I’d thought about them trying to buy a boat to move the cargo in, but with how poor a market class VI settlement is, and how little starting money they have, that was pretty much an impossibility. Even the humble 40gp canoe is not available in town this month, but they are able to have one commissioned and it will be available within 8 days. A canoe has a 60 stone cargo capacity and can be crewed by two people. How convenient!
Next up we’re going to see what exactly is available in town at the moment. As a tiny class VI market there are 1d3-1 (1) merchants with 1d2 (1) loads of merchandise available. Now we’d need to determine what merchandise the merchant is interested in trading. Elvis is really looking to make a good deal on some cheap goods that would be transportable on their canoe. In order to find or persuade a merchant into trading a particular commodity a reaction roll must be made modified by the demand modifier (added or subtracted depending on if they are looking to buy or sell, making it easier to purchase high/low demand goods or harder to sell high/low demand goods as appropriate). Neither Elvis or Bill have any charisma modifier or proficiencies that would modify this check so considering that a 9+ is needed to select a specific common trade good or a 12+ for a precious commodity, even with the -2 for targeting surplus goods the odds aren’t great for them. Given that most of the common surplus goods are too heavy for their canoe, and they are unlikely to succeed at purchasing an exotic good (and on a failed roll the merchant will not trade with them at all as they are assumed to have found another trader to meet their needs) they decide to let nature take its course and just accept a random roll (83) and find out he is trading in animals (7) warhorses… SERIOUSLY after what Harald was looking to do now there’s a merchant selling them back at Origin!? A load of warhorses is two animals and a base price of 500gp / load. Now we determine the actual price of the “merchandise” by rolling 4d4 (10) modified by demand (0) and multiply by 10 (100%) which sets the current price for the two warhorses at 500gp (which would appear to match the price of two medium warhorses). They buy the horses, and then also decide to commission a small cart (25gp and 5 days) and saddle (25gp and 5 days) as well.
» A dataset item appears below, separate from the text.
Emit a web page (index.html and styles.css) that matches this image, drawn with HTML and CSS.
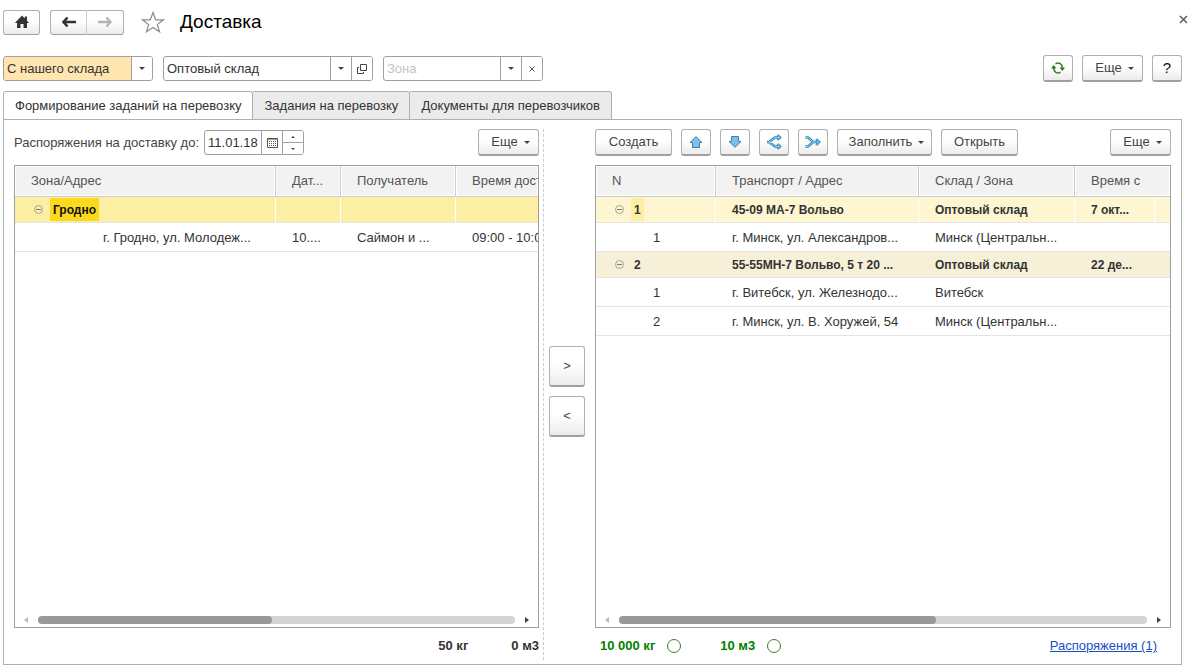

As stupid as this sounds they now have 500gp of merchandise (and 910) taking turns pulling a cart with a canoe and thief on it as the other one rides along with the cart. They leave town heading off for a larger city about 50 miles down the road. A few days later they enter the a class IV town. Upon reaching the town and seeing the wagon, but no obvious merchandise the watch doesn’t charge them the 8gp toll. Once in they check to see how many merchants are active in town this month 1d4(2). Deciding to leave things to the hands of fate once more this one is selling (98) some precious merchandise (47) Ivory and has 2d4 (3) loads of merchandise available at ((4d4-1)*10) % (80%) market value = 640gp / load. They then also want to get the second merchant to buy their horses which are +1 in demand in this town. They need a 8+ on the reaction roll to convince the merchant to purchase the horses and fail. They decide to purchase a single load of ivory for 640gp and pay the 2gp for stabling the cart and horses for a day (leaving them with 268gp) and load it up on the cart then head back out on the road up to the regional capital, a MC III city.
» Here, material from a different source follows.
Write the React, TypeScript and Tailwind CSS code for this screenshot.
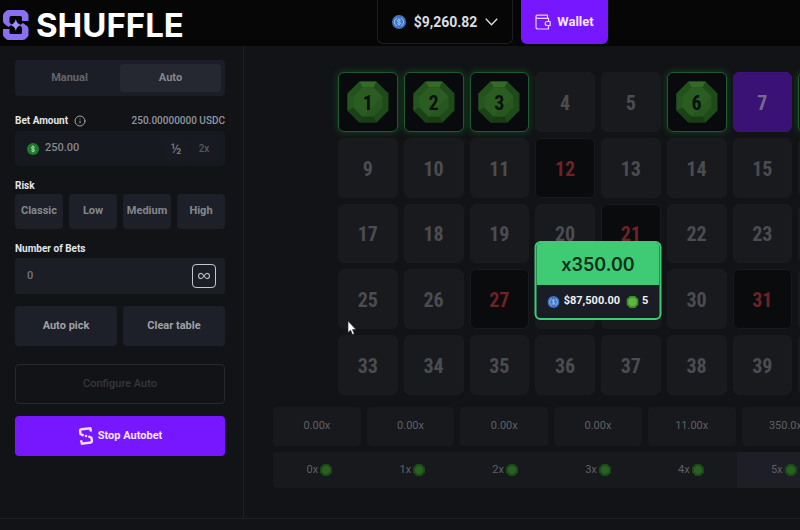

This time upon arriving at the town the guards are a little more ready and assess the 13gp toll - 255gp left). In the large city there are 2d4(5) merchants available and they absolutely want to cash out their in demand ivory and horses here. Ivory is in high demand (+2) here in the capital and on their second attempt they are able to find a merchant willing to purchase it for (4d4+2 = 140% market value) 1,120gp. In addition they are also able to find another merchant to buy the horses at 110% = 550gp. However, the town has a 11% custom duty on transactions that our honest heroes have no desire to pay. Skipping out on the taxes the two thieves are left with 1,925 gp to split amongst themselves by the end of the month. A profit of 425gp over the 1500gp they started with. Split between the two thieves they each receive 212.5 gp. The GP threshold for level 1 characters is 25gp thus they each receive 187xp.
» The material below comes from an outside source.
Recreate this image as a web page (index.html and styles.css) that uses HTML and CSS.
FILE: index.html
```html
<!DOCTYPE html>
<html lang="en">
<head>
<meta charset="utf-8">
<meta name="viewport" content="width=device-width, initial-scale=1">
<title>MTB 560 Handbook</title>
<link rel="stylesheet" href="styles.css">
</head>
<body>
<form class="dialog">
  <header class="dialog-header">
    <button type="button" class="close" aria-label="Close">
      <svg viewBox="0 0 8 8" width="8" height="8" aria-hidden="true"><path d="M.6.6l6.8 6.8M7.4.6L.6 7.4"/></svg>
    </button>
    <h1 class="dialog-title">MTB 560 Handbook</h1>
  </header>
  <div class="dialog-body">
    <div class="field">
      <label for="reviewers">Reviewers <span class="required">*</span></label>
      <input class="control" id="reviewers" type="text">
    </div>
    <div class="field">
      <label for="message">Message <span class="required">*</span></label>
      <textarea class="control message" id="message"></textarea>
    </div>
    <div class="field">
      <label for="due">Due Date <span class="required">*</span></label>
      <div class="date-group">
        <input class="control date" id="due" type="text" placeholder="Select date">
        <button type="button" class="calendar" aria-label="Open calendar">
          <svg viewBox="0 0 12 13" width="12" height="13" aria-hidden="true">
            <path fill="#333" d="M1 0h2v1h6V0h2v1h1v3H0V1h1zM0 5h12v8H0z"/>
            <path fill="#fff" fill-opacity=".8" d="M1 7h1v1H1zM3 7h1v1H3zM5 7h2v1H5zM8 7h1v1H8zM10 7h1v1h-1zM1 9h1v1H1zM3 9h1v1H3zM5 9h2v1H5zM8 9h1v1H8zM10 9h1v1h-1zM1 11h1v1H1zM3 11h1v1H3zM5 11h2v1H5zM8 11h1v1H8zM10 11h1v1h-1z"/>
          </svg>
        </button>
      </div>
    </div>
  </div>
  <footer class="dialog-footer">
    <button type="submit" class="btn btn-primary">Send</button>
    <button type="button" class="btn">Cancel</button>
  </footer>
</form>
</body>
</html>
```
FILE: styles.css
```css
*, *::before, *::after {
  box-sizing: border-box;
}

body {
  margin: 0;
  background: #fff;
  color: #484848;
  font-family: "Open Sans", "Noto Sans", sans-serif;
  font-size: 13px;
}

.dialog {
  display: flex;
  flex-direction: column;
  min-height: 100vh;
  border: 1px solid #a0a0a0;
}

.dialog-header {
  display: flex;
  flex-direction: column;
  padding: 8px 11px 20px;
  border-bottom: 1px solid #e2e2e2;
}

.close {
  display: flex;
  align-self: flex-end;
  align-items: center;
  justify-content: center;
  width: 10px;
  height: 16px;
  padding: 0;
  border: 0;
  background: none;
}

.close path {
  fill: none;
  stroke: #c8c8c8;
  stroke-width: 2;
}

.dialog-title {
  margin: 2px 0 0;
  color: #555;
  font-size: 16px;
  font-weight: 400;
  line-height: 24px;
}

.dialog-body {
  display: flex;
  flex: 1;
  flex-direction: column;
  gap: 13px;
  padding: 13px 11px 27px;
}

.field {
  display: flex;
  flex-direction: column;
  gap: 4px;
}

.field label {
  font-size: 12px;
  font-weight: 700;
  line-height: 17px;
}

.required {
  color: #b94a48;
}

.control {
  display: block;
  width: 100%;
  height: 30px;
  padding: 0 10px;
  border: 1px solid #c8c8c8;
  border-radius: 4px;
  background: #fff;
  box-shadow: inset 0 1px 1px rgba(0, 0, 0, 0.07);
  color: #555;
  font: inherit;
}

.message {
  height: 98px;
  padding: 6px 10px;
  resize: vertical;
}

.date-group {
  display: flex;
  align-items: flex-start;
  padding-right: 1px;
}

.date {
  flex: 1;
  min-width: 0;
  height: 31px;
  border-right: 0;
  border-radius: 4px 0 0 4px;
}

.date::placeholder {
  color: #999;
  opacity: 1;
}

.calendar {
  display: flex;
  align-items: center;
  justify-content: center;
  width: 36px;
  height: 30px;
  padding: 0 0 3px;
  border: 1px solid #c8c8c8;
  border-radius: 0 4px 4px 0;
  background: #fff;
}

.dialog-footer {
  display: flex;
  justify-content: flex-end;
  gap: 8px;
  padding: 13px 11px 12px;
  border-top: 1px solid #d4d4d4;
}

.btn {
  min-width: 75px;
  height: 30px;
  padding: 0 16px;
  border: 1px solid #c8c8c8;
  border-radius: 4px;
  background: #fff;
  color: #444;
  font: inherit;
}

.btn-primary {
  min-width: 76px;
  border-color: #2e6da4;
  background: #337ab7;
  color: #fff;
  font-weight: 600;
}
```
Unfortunately the good times have run out and the watch moves to arrest Elvis and Greg for dodging their taxes, Elvis sneaks out of town in a canoe loaded with some stolen goods from the market and Greg seeks refuge with the thieves guild in town leading to some further hijinks that we’ll be looking into tomorrow.
Overall I think this system has a lot of promise, but also puts a good deal of emphasis on the judge having built up the economic needs and resources of the region, especially trade routes, for the players to attempt to exploit. With a good charisma modifier and maybe a rank or two in the bargaining proficiency. Maybe some thief skills for smuggling. I think there’s a pretty good chance that this could be a great way to fit in some XP and gold between adventures. There’s also some pretty hefty bonuses for trade which occurs within your domain or for goods that the character has a monopoly on. All in all a lot of meat still left on the bone for enterprising players to work with.
So tomorrow we’ll be back with Greg’s thieves guild hijinks and then we’ll probably wrap up the month after Halloween as there’s no chance I’m gonna be able to juggle my daughter’s trick-or-treating and trying to write up an article that day. For now I’m signing off and look forward to seeing you again tomorrow.